• Supplied data:
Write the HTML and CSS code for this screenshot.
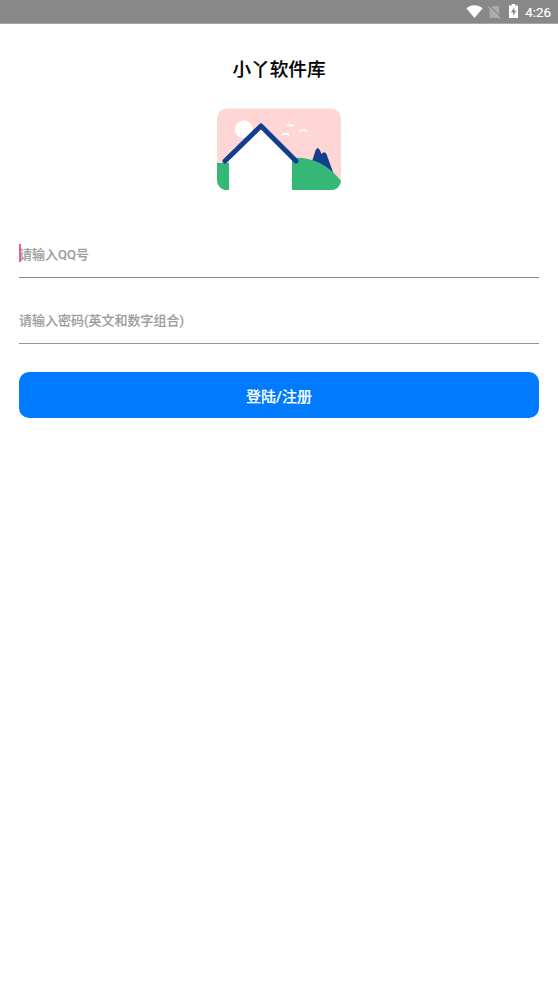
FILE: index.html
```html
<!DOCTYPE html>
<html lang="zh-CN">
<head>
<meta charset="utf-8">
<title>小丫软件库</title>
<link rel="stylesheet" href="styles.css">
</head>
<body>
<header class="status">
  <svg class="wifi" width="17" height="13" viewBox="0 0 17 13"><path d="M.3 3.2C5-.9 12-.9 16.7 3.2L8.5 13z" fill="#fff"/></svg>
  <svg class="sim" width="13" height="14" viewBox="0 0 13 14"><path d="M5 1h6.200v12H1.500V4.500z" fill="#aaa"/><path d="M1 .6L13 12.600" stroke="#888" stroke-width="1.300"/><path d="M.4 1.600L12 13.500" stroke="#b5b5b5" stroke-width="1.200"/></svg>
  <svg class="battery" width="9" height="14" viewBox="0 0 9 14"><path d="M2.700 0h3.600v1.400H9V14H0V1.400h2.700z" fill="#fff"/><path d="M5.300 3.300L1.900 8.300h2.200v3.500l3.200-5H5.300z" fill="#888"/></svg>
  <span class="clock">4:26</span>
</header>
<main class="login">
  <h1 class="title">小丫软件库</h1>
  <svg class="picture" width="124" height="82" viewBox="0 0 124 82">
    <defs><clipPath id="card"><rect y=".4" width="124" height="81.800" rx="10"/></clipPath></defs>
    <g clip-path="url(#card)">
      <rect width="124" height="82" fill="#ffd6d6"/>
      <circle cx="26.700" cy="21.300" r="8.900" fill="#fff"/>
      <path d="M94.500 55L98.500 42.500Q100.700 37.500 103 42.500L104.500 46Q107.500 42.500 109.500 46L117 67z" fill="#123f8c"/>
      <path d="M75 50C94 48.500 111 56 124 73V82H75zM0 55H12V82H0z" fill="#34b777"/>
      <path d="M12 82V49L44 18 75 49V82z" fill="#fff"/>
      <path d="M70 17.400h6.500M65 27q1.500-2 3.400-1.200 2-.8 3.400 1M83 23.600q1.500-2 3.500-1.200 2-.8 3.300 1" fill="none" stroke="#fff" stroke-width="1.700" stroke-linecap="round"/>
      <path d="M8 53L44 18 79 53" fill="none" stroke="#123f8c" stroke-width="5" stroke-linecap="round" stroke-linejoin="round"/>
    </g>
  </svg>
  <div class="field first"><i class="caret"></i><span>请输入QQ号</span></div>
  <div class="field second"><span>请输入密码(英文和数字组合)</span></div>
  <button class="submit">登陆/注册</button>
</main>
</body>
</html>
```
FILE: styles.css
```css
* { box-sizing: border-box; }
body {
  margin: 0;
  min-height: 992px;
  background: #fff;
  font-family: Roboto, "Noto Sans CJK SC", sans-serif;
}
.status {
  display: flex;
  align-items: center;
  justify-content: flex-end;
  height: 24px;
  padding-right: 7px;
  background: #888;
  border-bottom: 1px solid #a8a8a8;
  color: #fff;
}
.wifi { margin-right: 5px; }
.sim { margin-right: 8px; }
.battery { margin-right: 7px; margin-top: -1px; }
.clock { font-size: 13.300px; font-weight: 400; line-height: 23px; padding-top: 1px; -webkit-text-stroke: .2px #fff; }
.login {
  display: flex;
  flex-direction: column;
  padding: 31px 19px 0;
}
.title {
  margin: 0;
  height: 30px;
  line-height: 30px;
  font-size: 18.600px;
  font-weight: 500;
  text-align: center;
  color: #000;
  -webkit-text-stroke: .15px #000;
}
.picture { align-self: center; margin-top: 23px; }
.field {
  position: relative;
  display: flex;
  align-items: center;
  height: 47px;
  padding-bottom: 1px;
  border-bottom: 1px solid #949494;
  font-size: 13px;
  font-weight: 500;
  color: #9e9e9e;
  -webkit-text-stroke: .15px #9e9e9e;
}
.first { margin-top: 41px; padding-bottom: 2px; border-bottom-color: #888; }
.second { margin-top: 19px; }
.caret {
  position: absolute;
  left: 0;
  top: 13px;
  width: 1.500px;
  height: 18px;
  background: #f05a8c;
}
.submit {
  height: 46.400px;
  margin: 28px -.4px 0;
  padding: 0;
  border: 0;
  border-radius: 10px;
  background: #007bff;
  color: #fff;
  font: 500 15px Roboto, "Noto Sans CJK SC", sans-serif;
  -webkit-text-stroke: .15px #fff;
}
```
...
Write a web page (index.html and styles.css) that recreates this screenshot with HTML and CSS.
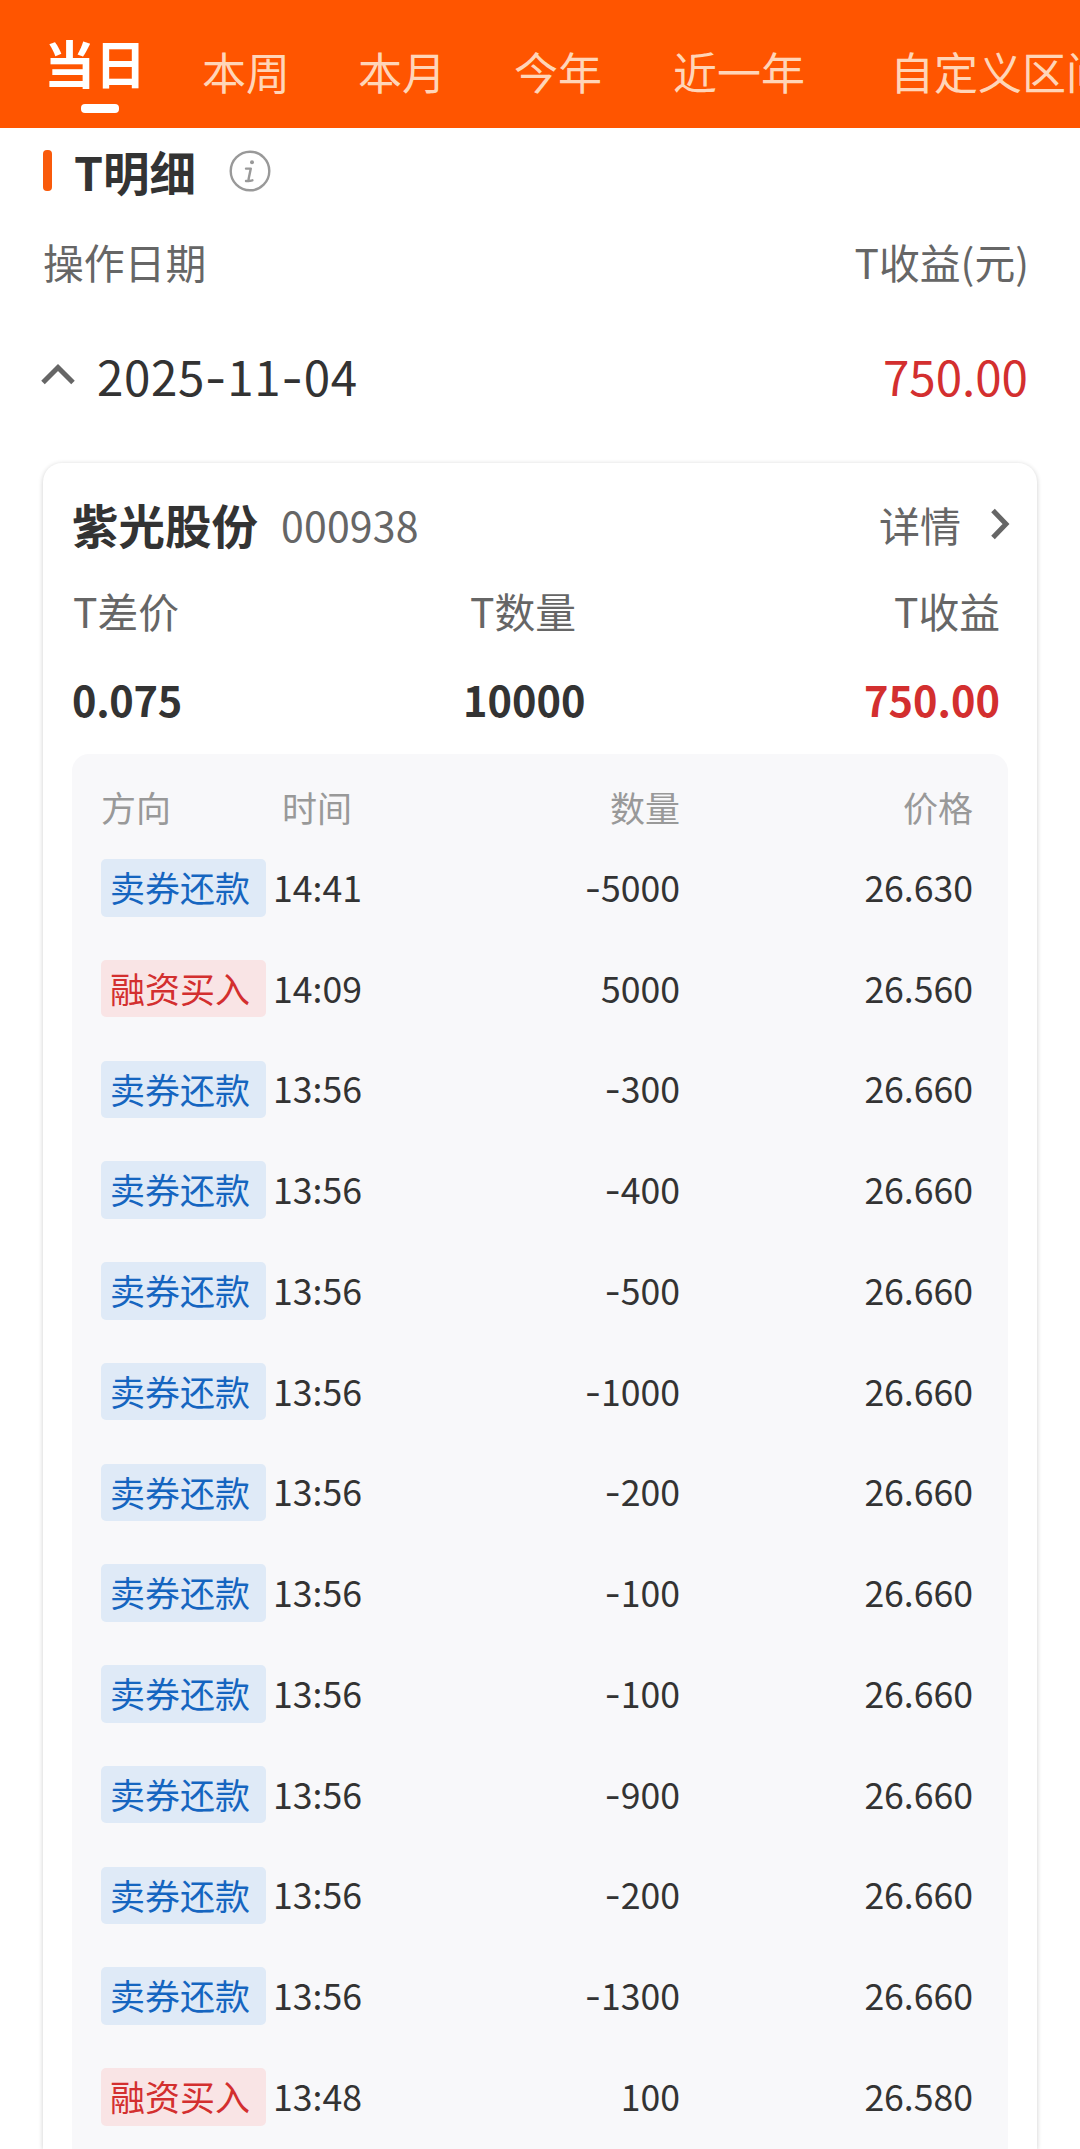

• Direction: Determine the count of lines in the data above with the string "index" in them, and give that count alone.

• Solution to the problem: 2